参勤交代が街をつくった―“街中に出現した街” 東京ミッドタウン
町人が住み着いたのはほとんどが埋め立て地で、山側は武家が占め、さらにその周辺を社寺が占めた。こうして「町人が住む下町」と「武家が住む山手」という構造ができあがる。内藤博士の研究によれば、武家地が60%、町人地が16%、その他は主に寺社地であったというから、町人地の人口密度の高さは驚くべきものがあったのだ。これが長屋の成立を生み、現在の東京の住宅が狭小であることの下地ともなっている。 武家地のうち、区画の大きなものは大名の江戸屋敷(藩邸)である。 参勤交代という制度によって、各大名が江戸にそれなりの公的機能をもつ屋敷を構える必要があったからで、しかも上屋敷、中屋敷、下屋敷などがあり、当時の地図で見ても圧倒的な存在感をもつ。この藩邸の土地が、明治維新後は、官庁、宮家、学校(大学)、軍などの土地となり、その大きな土地区画が今の再開発につながっているのだ。現在の東京は、参勤交代による大名屋敷の上に街がつくられている。もちろんその地中には、全国各地独自の文化が息づいていた。

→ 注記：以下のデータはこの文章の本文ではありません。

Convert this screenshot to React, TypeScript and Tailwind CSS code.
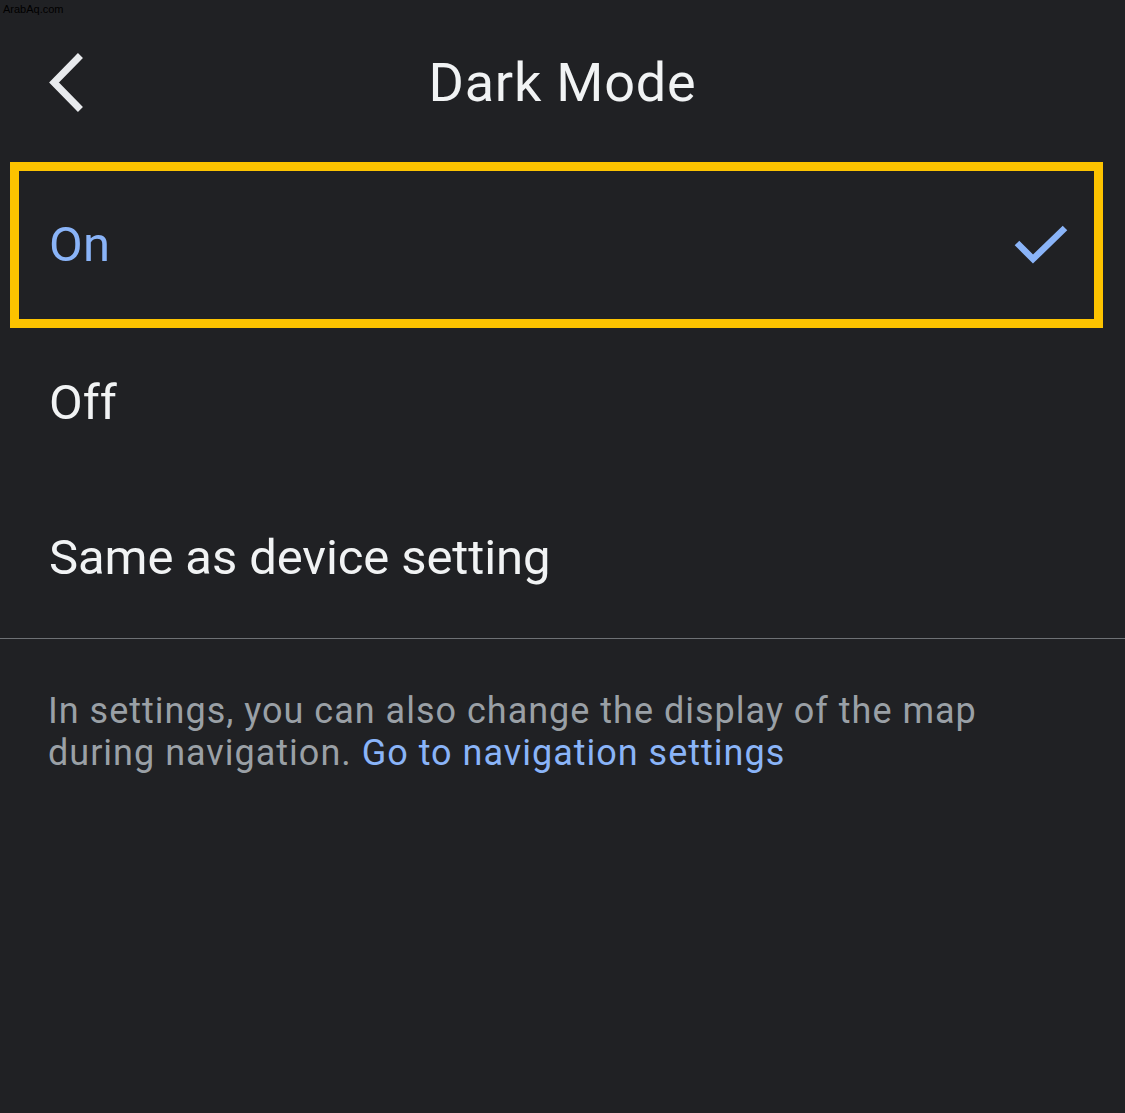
import React from "react";

export default function App() {
  return (
    <div
      className="relative w-[1125px] h-[1113px] bg-[#202124] overflow-hidden"
      style={{ fontFamily: "Roboto, 'Noto Sans', sans-serif" }}
    >
      <div className="absolute left-[3px] top-[2px] text-[11px] leading-[14px] text-black" style={{ fontFamily: "'Liberation Sans', Arial, sans-serif" }}>
        ArabAq.com
      </div>

      <header className="relative h-[162px] flex items-start justify-center">
        <button className="absolute left-[44px] top-[52px] w-[44px] h-[64px] flex items-center justify-center">
          <svg width="44" height="64" viewBox="0 0 44 64" fill="none">
            <path d="M34 6 L10 30.5 L34 55" stroke="#e8eaed" strokeWidth="7" strokeLinecap="square" strokeLinejoin="miter" />
          </svg>
        </button>
        <h1 className="mt-[50px] text-[54px] leading-[66px] text-[#f1f3f4] font-normal tracking-[0.8px]">
          Dark Mode
        </h1>
      </header>

      <div className="ml-[10px] mr-[22px] h-[166px] border-[9px] border-[#fcc300] flex items-center justify-between pl-[30px] pr-[26px]">
        <span className="text-[49px] leading-[56px] text-[#8ab4f8] tracking-[0.4px]">On</span>
        <svg width="54" height="42" viewBox="0 0 54 42" fill="none">
          <path d="M3 19 L19 35 L51 4" stroke="#8ab4f8" strokeWidth="6.5" />
        </svg>
      </div>

      <div className="h-[150px] flex items-center pl-[49px]">
        <span className="text-[49px] leading-[56px] text-[#f1f3f4]">Off</span>
      </div>
      <div className="h-[160px] flex items-center pl-[49px]">
        <span className="text-[49px] leading-[56px] text-[#f1f3f4] tracking-[-0.1px]">Same as device setting</span>
      </div>

      <div className="h-px bg-[#6e7175]" />

      <p className="mt-[51px] px-[48px] text-[36px] leading-[42px] text-[#9aa0a6] tracking-[1px]">
        In settings, you can also change the display of the map
        <br />
        during navigation. <span className="text-[#8ab4f8]">Go to navigation settings</span>
      </p>
    </div>
  );
}
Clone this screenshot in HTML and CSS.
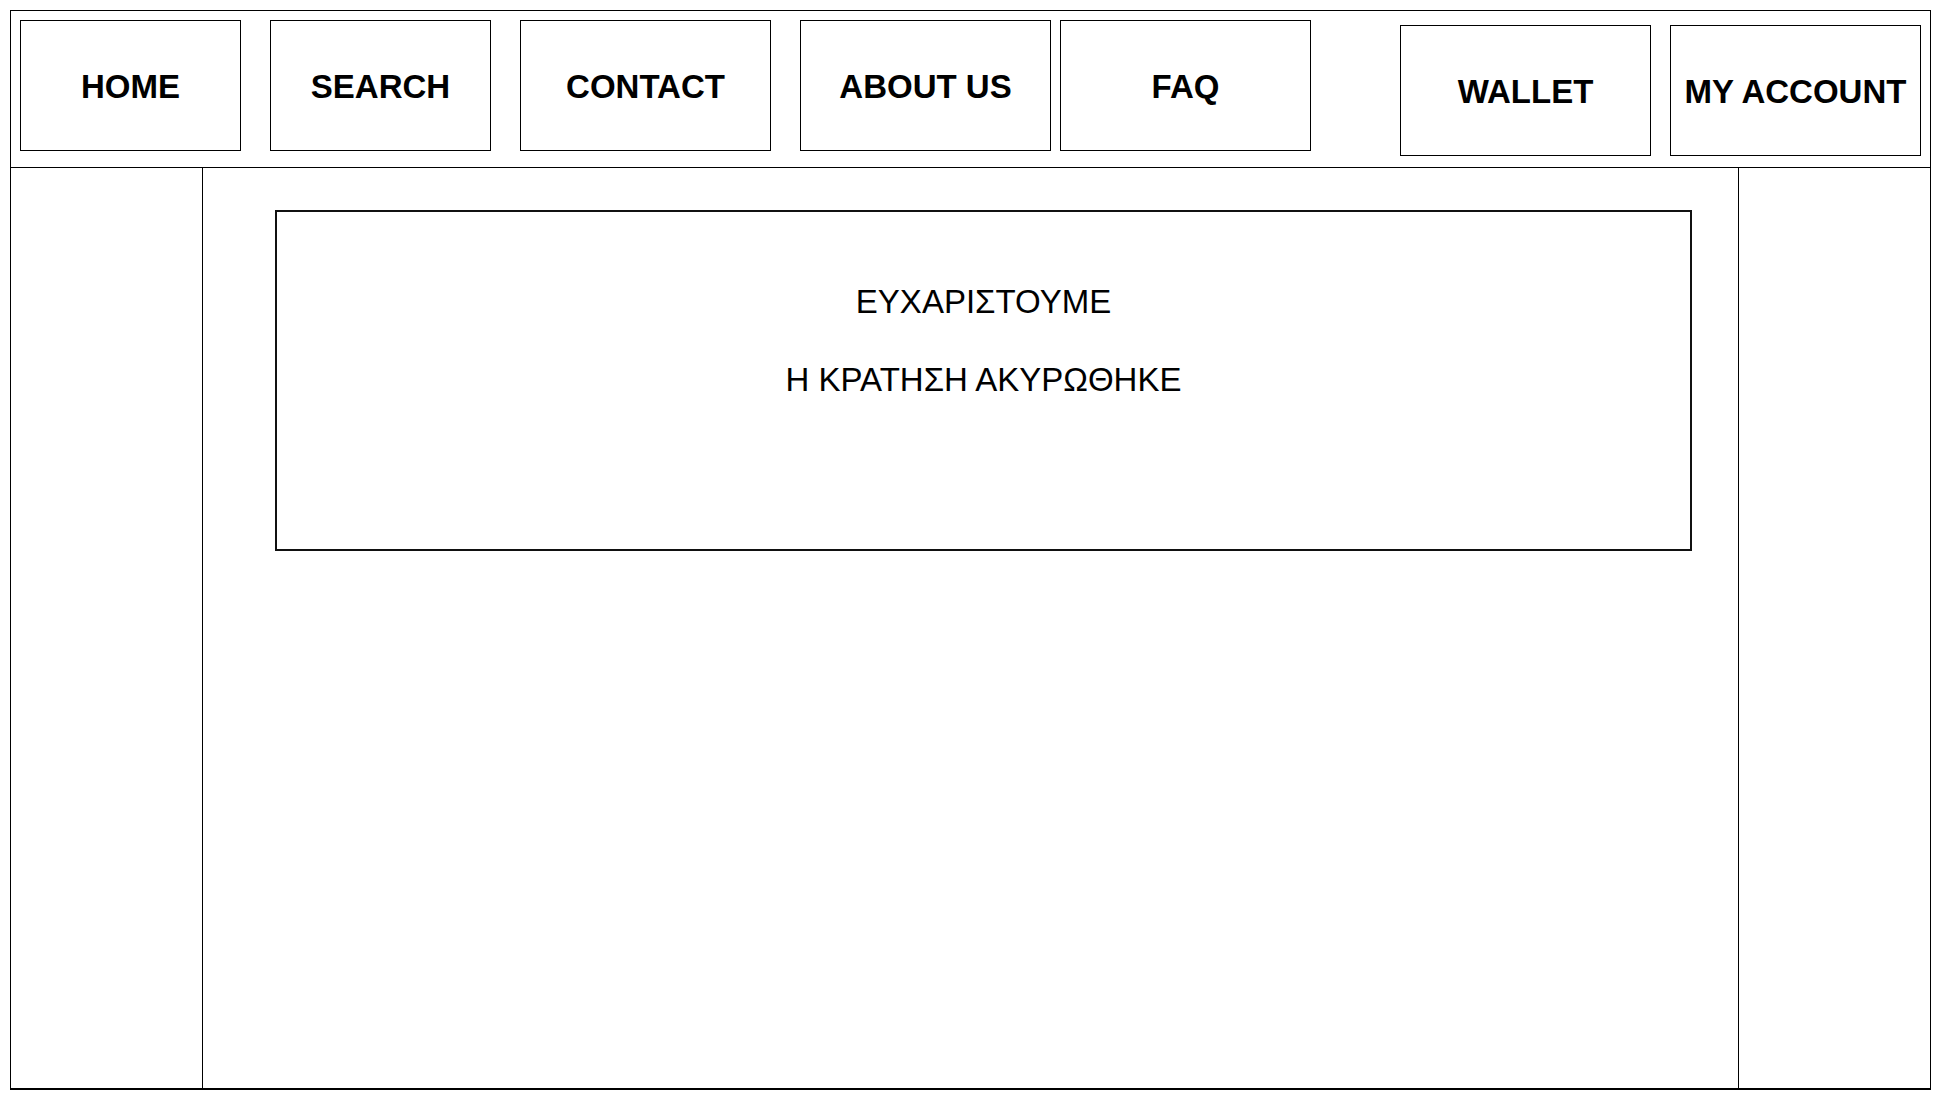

東京ミッドタウンの敷地のルーツを追えば、江戸時代の毛利藩下屋敷が、維新後に帝都を守る近衛歩兵第一連隊となる。2・26事件のときは主役であった。敗戦後には接収されて米軍住宅となり、返還されて防衛庁となった。そして現在は、資本の論理による再開発で、オフィス、ホテル、ショッピングの複合施設となっている。つまり時の権力の推移に連れて、所有者と空間機能が移っているのである。江戸は、奈良や京都といった皇居を中心とする古代都市とも異なり、主要地方都市を形成した中世城下町とも異なる、独特の都市である。 しかし東京の街並みが歴史的であるとは言いにくい。星霜を経た建築がそのまま残るパリ、ロンドン、ローマ、フィレンツェなどにはとてもかなわない。とはいえ土地のルーツを探れば、江戸時代の土地の構造が続いているのだ。関東大震災や東京大空襲で街が焼けても、都市計画で道路が広がっても、土地の区画と構造はさほど変わらなかった。